## DIRECTIVE
Copy out the listing in full, exactly as written, but not its pictures.
☆ ☆ ☆ ☆
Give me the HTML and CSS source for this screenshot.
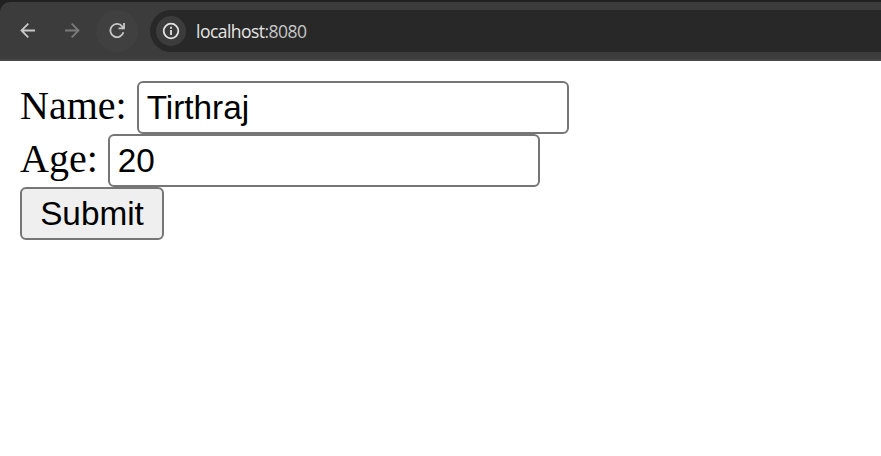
FILE: index.html
```html
<!DOCTYPE html>
<html lang="en">
<head>
<meta charset="utf-8">
<title>localhost:8080</title>
<link rel="stylesheet" href="styles.css">
</head>
<body>
<header class="frame">
  <div class="toolbar">
    <span class="nav back"><svg width="16" height="16" viewBox="0 0 16 16"><path d="M15 7.5H1.7M8.3 .7L1.5 7.5L8.3 14.3"/></svg></span>
    <span class="nav forward"><svg width="16" height="16" viewBox="0 0 16 16"><path d="M1 7.5H14.3M7.7 .7L14.5 7.5L7.7 14.3"/></svg></span>
    <span class="nav reload"><svg width="16" height="16" viewBox="0 0 16 16"><path d="M14.4 9.2A6.6 6.6 0 1 1 13.3 3.6L14.6 5.2M15 0V5.4H9.6"/></svg></span>
    <div class="omnibox">
      <span class="info"><svg width="18" height="18" viewBox="0 0 18 18"><circle cx="9" cy="9" r="7.3"/><path d="M9 8V13M9 4.8V6.7"/></svg></span>
      <span class="url">localhost<span class="port">:8080</span></span>
    </div>
  </div>
</header>
<main>
  <form>
    <div class="row"><label for="name">Name:</label> <input id="name" type="text" value="Tirthraj"></div>
    <div class="row"><label for="age">Age:</label> <input id="age" type="text" value="20"></div>
    <div class="row"><button type="button">Submit</button></div>
  </form>
</main>
</body>
</html>
```
FILE: styles.css
```css
* { box-sizing: border-box; }
body {
  margin: 0;
  background: #fff;
  color: #000;
  font: 40px "Liberation Serif", serif;
  overflow: hidden;
}
.frame {
  height: 61px;
  padding-top: 2px;
  background: #202120;
}
.toolbar {
  display: flex;
  align-items: flex-start;
  height: 59px;
  padding: 8px 0 0 7px;
  background: #3c3c3c;
  border-bottom: 2px solid #474747;
  border-top-left-radius: 10px;
}
.nav {
  display: flex;
  align-items: center;
  justify-content: center;
  width: 42px;
  height: 42px;
  margin-right: 2px;
  border-radius: 50%;
  color: #c7c7c7;
}
.nav.forward { color: #7b7b7b; margin-right: 3px; }
.nav.reload { background: #404040; margin-right: 12px; }
svg { display: block; fill: none; stroke: currentColor; stroke-width: 1.8; }
.omnibox {
  display: flex;
  flex: 1;
  align-items: center;
  height: 42px;
  padding-left: 6px;
  background: #282828;
  border-radius: 21px 0 0 21px;
}
.info {
  display: flex;
  align-items: center;
  justify-content: center;
  width: 30px;
  height: 30px;
  border-radius: 50%;
  background: #3c3c3c;
  color: #e3e3e3;
}
.url {
  margin-left: 10px;
  font: 17.5px/24px "Open Sans", sans-serif;
  letter-spacing: -0.53px;
  color: #e5e5e5;
}
.port { color: #c7c7c7; }
main { padding: 20px; }
.row { height: 53px; display: flex; align-items: center; }
label { margin: 0 10px 4px 0; line-height: 46px; }
input, button {
  height: 53px;
  font: 33.33px "Liberation Sans", sans-serif;
  color: #000;
  border: 2px solid #767676;
  border-radius: 6px;
  outline: 0;
}
input { width: 432px; padding: 2px 8px; background: #fff; }
button { width: 144px; padding: 0; background: #efefef; }
```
☆ ☆ ☆ ☆
## FINISHED ANSWER
Give me the HTML and CSS source for this screenshot.
FILE: index.html
```html
<!DOCTYPE html>
<html lang="en">
<head>
<meta charset="utf-8">
<title>localhost:8080</title>
<link rel="stylesheet" href="styles.css">
</head>
<body>
<header class="frame">
  <div class="toolbar">
    <span class="nav back"><svg width="16" height="16" viewBox="0 0 16 16"><path d="M15 7.5H1.7M8.3 .7L1.5 7.5L8.3 14.3"/></svg></span>
    <span class="nav forward"><svg width="16" height="16" viewBox="0 0 16 16"><path d="M1 7.5H14.3M7.7 .7L14.5 7.5L7.7 14.3"/></svg></span>
    <span class="nav reload"><svg width="16" height="16" viewBox="0 0 16 16"><path d="M14.4 9.2A6.6 6.6 0 1 1 13.3 3.6L14.6 5.2M15 0V5.4H9.6"/></svg></span>
    <div class="omnibox">
      <span class="info"><svg width="18" height="18" viewBox="0 0 18 18"><circle cx="9" cy="9" r="7.3"/><path d="M9 8V13M9 4.8V6.7"/></svg></span>
      <span class="url">localhost<span class="port">:8080</span></span>
    </div>
  </div>
</header>
<main>
  <form>
    <div class="row"><label for="name">Name:</label> <input id="name" type="text" value="Tirthraj"></div>
    <div class="row"><label for="age">Age:</label> <input id="age" type="text" value="20"></div>
    <div class="row"><button type="button">Submit</button></div>
  </form>
</main>
</body>
</html>
```
FILE: styles.css
```css
* { box-sizing: border-box; }
body {
  margin: 0;
  background: #fff;
  color: #000;
  font: 40px "Liberation Serif", serif;
  overflow: hidden;
}
.frame {
  height: 61px;
  padding-top: 2px;
  background: #202120;
}
.toolbar {
  display: flex;
  align-items: flex-start;
  height: 59px;
  padding: 8px 0 0 7px;
  background: #3c3c3c;
  border-bottom: 2px solid #474747;
  border-top-left-radius: 10px;
}
.nav {
  display: flex;
  align-items: center;
  justify-content: center;
  width: 42px;
  height: 42px;
  margin-right: 2px;
  border-radius: 50%;
  color: #c7c7c7;
}
.nav.forward { color: #7b7b7b; margin-right: 3px; }
.nav.reload { background: #404040; margin-right: 12px; }
svg { display: block; fill: none; stroke: currentColor; stroke-width: 1.8; }
.omnibox {
  display: flex;
  flex: 1;
  align-items: center;
  height: 42px;
  padding-left: 6px;
  background: #282828;
  border-radius: 21px 0 0 21px;
}
.info {
  display: flex;
  align-items: center;
  justify-content: center;
  width: 30px;
  height: 30px;
  border-radius: 50%;
  background: #3c3c3c;
  color: #e3e3e3;
}
.url {
  margin-left: 10px;
  font: 17.5px/24px "Open Sans", sans-serif;
  letter-spacing: -0.53px;
  color: #e5e5e5;
}
.port { color: #c7c7c7; }
main { padding: 20px; }
.row { height: 53px; display: flex; align-items: center; }
label { margin: 0 10px 4px 0; line-height: 46px; }
input, button {
  height: 53px;
  font: 33.33px "Liberation Sans", sans-serif;
  color: #000;
  border: 2px solid #767676;
  border-radius: 6px;
  outline: 0;
}
input { width: 432px; padding: 2px 8px; background: #fff; }
button { width: 144px; padding: 0; background: #efefef; }
```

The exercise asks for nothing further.